Another appliance was designed by the English Mentalist Eric Mason and is now a marketed item called "Dubbul". This is a wallet-type pocket writing case made in leather, and it gains the information by means of a direct carbon impression. It is very easy to read the impression with this wallet and so it is a very good idea. The original model of this item which was manufactured in plastic was a very poor example of the apparatus but since then it has been improved to a standard which makes it highly practical. Dubbul is obtainable from most dealers for the sum of about two pounds.

Finally, we have a number of clear-plastic or perspex boards which take an impression by use of special paper. Waxed paper (white candle wax) can be used, so can white powder and so can Silico paper. The only object behind the clear clip board seems to be the desire to prove that it is not faked. I object to that on the grounds that if you handle ANY clip board properly, it should not occur to your audience that it could be faked.

(5) The Record Card. This is a trick of the trade, usually confined to use where a reader is dealing with one person at a time—but suitable for more than one when required. ANY information is an asset when dealing with Questions and Answers, so when the visitor calls, he is asked to fill out a "record card" which is handed to him. This is a simple innocent looking filing card which has been printed with the terms as shown in the drawing. It is inferred that the purpose of the card is simply for "the record" of the visit. However, you see for yourself how much information you acquire immediately the card is completed!

Name Address. Date of Birth Question.

As you will see, two varieties of Record cards are given. One of them asks you outright what is the question you want to ask! The other, less conspicuous, gets you off to a good start with lots of personal data about the sitter. A large number of professional readers have adopted these techniques to save time and to be sure of getting somewhere with the client. One might suppose the whole thing becomes blatant when these cards are used, but I can assure you that handled rightly there is no danger or even a suspicion as to their actual purpose. "XX" shows the layout of a question card and "ZZ" a less presumptuous hybrid.

It has been known for many years that one professional reader gave her clients a foolscap questionnaire that, by the time completed by the sitter, gave the reader enough personal data to sit back and write a biography on the client! If you possess the impudence, you can get away with murder. (Without prejudice!)

(6) The Stooge. Here we go again! Everytime I say "stooge" I get fifty letters telling me it's all wrong. Let me come back to something I said in Step Four. Stooges are there to be used if you want to use them, and need not be used if you don't want to use them. You do what you want—and let other people do the same!

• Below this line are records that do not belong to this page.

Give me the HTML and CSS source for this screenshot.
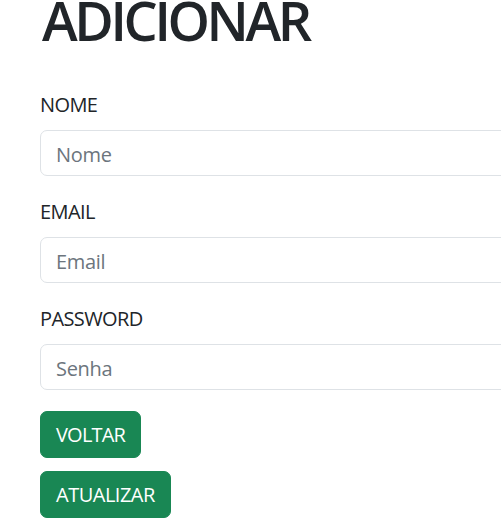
FILE: index.html
```html
<!DOCTYPE html>
<html lang="pt">
<head>
<meta charset="utf-8">
<title>Adicionar</title>
<link rel="stylesheet" href="styles.css">
</head>
<body>
<main class="page">
  <h1 class="title">ADICIONAR</h1>
  <form class="form">
    <div class="field">
      <label class="label" for="nome">NOME</label>
      <input class="input" id="nome" type="text" placeholder="Nome">
    </div>
    <div class="field">
      <label class="label" for="email">EMAIL</label>
      <input class="input" id="email" type="email" placeholder="Email">
    </div>
    <div class="field">
      <label class="label" for="senha">PASSWORD</label>
      <input class="input" id="senha" type="password" placeholder="Senha">
    </div>
    <div class="actions">
      <button type="button" class="btn">VOLTAR</button>
      <button type="submit" class="btn btn-wide">ATUALIZAR</button>
    </div>
  </form>
</main>
</body>
</html>
```
FILE: styles.css
```css
html, body {
  margin: 0;
  padding: 0;
  overflow: hidden;
  background: #fff;
}
body {
  font-family: "Open Sans", "Noto Sans", sans-serif;
  color: #212529;
  font-size: 20px;
  line-height: 1.5;
}
.page {
  padding-left: 40px;
}
.title {
  margin: -12px 0 37px 2px;
  font-size: 54px;
  font-weight: 600;
  line-height: 1.2;
  letter-spacing: -3.4px;
  color: #212529;
}
.form {
  display: flex;
  flex-direction: column;
}
.field {
  display: flex;
  flex-direction: column;
  margin-bottom: 21px;
}
.label {
  display: block;
  margin-bottom: 10px;
  font-size: 20px;
  line-height: 30px;
  letter-spacing: -0.6px;
}
.input {
  box-sizing: border-box;
  width: 620px;
  height: 46px;
  padding: 9px 15px 5px;
  font-family: inherit;
  font-size: 20px;
  line-height: 30px;
  color: #212529;
  background: #fff;
  border: 1px solid #dee2e6;
  border-radius: 7px;
  letter-spacing: -0.3px;
}
.input::placeholder {
  color: #6c757d;
  opacity: 1;
}
.actions {
  display: flex;
  flex-direction: column;
  align-items: flex-start;
  gap: 13px;
}
.btn {
  box-sizing: border-box;
  height: 47px;
  padding: 8px 15px 6px;
  font-family: inherit;
  font-size: 20px;
  line-height: 30px;
  letter-spacing: -0.8px;
  color: #fff;
  background: #198754;
  border: 1px solid #198754;
  border-radius: 7px;
}
.btn-wide {
  letter-spacing: -0.5px;
}
```
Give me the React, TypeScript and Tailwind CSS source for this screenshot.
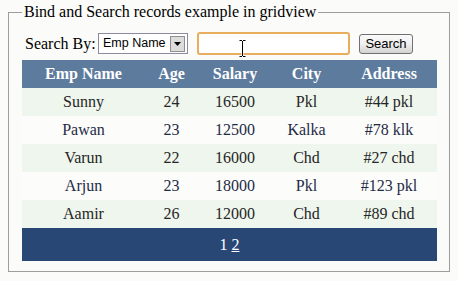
import React from 'react';

interface Emp {
  name: string;
  age: number;
  salary: number;
  city: string;
  address: string;
}

const rows: Emp[] = [
  { name: 'Sunny', age: 24, salary: 16500, city: 'Pkl', address: '#44 pkl' },
  { name: 'Pawan', age: 23, salary: 12500, city: 'Kalka', address: '#78 klk' },
  { name: 'Varun', age: 22, salary: 16000, city: 'Chd', address: '#27 chd' },
  { name: 'Arjun', age: 23, salary: 18000, city: 'Pkl', address: '#123 pkl' },
  { name: 'Aamir', age: 26, salary: 12000, city: 'Chd', address: '#89 chd' },
];

const serif = "font-['Liberation_Serif','Times_New_Roman',serif]";
const sans = "font-['Liberation_Sans',Arial,sans-serif]";

export default function App() {
  return (
    <div className={`min-h-[281px] w-[458px] bg-[#fbfbf9] ${serif} text-[16px] text-black`}>
      <fieldset className="ml-[8px] w-[442px] border border-[#9d9d9d] pl-[13px] pr-[12px] pt-[7px] pb-[10px]">
        <legend className="px-[2px] leading-[24px]">Bind and Search records example in gridview</legend>

        <div className="flex h-[25px] items-center">
          <span className="w-[76px] pl-[3px]">Search By:</span>

          <div className={`flex h-[21px] w-[90px] items-center justify-between border border-[#8a8aa0] bg-white pl-[4px] pr-[2px] ${sans} text-[12.5px]`}>
            <span>Emp Name</span>
            <div className="flex h-[16px] w-[15px] items-center justify-center border border-[#8f8f8f] bg-[#dcdcdc]">
              <svg width="7" height="4" viewBox="0 0 7 4">
                <path d="M0 0h7L3.5 4z" fill="#000" />
              </svg>
            </div>
          </div>

          <div className="relative ml-[9px] h-[23px] w-[153px] rounded-[3px] border-2 border-[#e9ad5e] bg-white">
            <svg className="absolute left-[40px] top-[6px]" width="7" height="17" viewBox="0 0 7 17">
              <path d="M0.5 0.5h2.5M4 0.5h2.5M3.5 1v15M0.5 16.5h2.5M4 16.5h2.5" stroke="#fff" strokeWidth="2.2" fill="none" />
              <path d="M0.5 0.5h2.5M4 0.5h2.5M3.5 1v15M0.5 16.5h2.5M4 16.5h2.5" stroke="#000" strokeWidth="1" fill="none" />
            </svg>
          </div>

          <button className={`ml-[9px] h-[20px] w-[54px] rounded-[3px] border border-[#707070] bg-linear-to-b from-[#fafafa] via-[#efefef] to-[#d3d3d3] ${sans} text-[13px] leading-[16px]`}>
            Search
          </button>
        </div>

        <table className="mt-[4px] w-[415px] table-fixed border-collapse text-center">
          <colgroup>
            <col className="w-[123px]" />
            <col className="w-[53px]" />
            <col className="w-[74px]" />
            <col className="w-[69px]" />
            <col className="w-[96px]" />
          </colgroup>
          <thead>
            <tr className="h-[28px] bg-[#5d7b9d] font-bold text-white">
              <th>Emp Name</th>
              <th>Age</th>
              <th>Salary</th>
              <th>City</th>
              <th>Address</th>
            </tr>
          </thead>
          <tbody>
            {rows.map((r, i) => (
              <tr
                key={r.name}
                className={`h-[28px] ${i % 2 === 0 ? 'bg-[#eff6ed] text-[#262626]' : 'bg-[#fcfcfb] text-[#1e2b45]'}`}
              >
                <td>{r.name}</td>
                <td>{r.age}</td>
                <td>{r.salary}</td>
                <td>{r.city}</td>
                <td>{r.address}</td>
              </tr>
            ))}
            <tr className="h-[33px] bg-[#284775] text-white">
              <td colSpan={5}>
                <span>1</span> <a className="underline">2</a>
              </td>
            </tr>
          </tbody>
        </table>
      </fieldset>
    </div>
  );
}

I was reminded of this swindle whilst talking about Question and Answer effects with Fogel. It's very old—but very good. Working a hall or from stage the mindreader hands out envelopes and cards for questions. All are sealed by the audience before they are collected by the performer. On his way

XX ZZ

Date of Birth

Telephone No

round he gathers up the envelopes and takes one from his stooge seated in the audience. As soon as he gets it from the stooge, he looks back at him and asks "Did you sign your name?"—the fellow says "No" so the performer hands him back the envelope to open, sign and reseal in another envelope. What actually happens is that the performer gives the stooge a different envelope from his own—one that has just been collected. The stooge opens it, reads the question, copies it quickly on the outside of the envelope and seals it. The performer collects it and is now set for a perfect One Ahead Routine with Sealed Envelopes.

(7) Switching of Envelopes. We shall see that for work with large audiences, it is a practical proposition to collect a lot of sealed envelopes iato some sort of basket or bowl, and then to switch the lot, lock, stock and barrel All that remains to be done then is to open the real ones, read them, copy out the main context and convey it to the Reader. Methods of conveying questions to the Reader, will be considered in the next section of this book. Before that however, let us speak briefly on Switching the bulk stock in the first place.

Quite a number of professional theatre-workers have found it quite an easy matter to have questions written in the foyer by incoming patrons. The envelopes or folded slips being dropped into a Ballot Box, Bowl or Basket by the writers. An attendant is used to collect the full box and take it to the stage where it is dumped in full view of the audience. En route from the foyer to the stage, there are a dozen opportunities to switch the complete box for a duplicate box which has been ready loaded with dummy envelopes or slips. The fact that the method is blatant should lead you to suppose that it is liable to suspicion. The acid test is that it has been used time and time again— with a modicum of success. V

Alternatively, we may resort to trick apparatus, switch boxes, fake-load-chambers, and the kind. My personal feeling is that they are liable to fail and what is more, they are by no means essential. Clip boards used in the foyer enable you to bring the real questions on to the stage and work with the information gained from the carbon copy questions when this procedure is adopted. It is a good method.

(8) Planting of Envelopes and Slips. Another rather subtle dodge is to have many envelopes collected but to ADD a few of your own to the supply. It is such an easy matter to do this that we need hardly bother with it here. As a matter of interest, Question and Answer acts have been devised where the performer answers about twenty questions and has no time for more. The twenty which consume his time are all planted by him and not one of them is genuine. By acting the part "talking to 'someone' in the audience" the rest of the house is convinced the whole affair is proper! Rather an ingenious swindle and one which takes a creditable amount of nerve to do! In any case, nearly all Question and Answer acts for large audiences, should consider the addition of one or two (at least) "spicey" questions which are going to guarantee a stir in the audience. Every question does not have to be acknowledged. You can always come up with the old spiel "The next question is one that I think is far too personal, and since it involves stolen money, I will not embarrass the writer by identification now____" with such an introduction, which sounds plausible, everybody is dead keen to know who is the crook and they are interested before you start the answer! What is more important is that you can say what you like—because the whole thing is fictitious and there is no danger of being prosecuted for slander.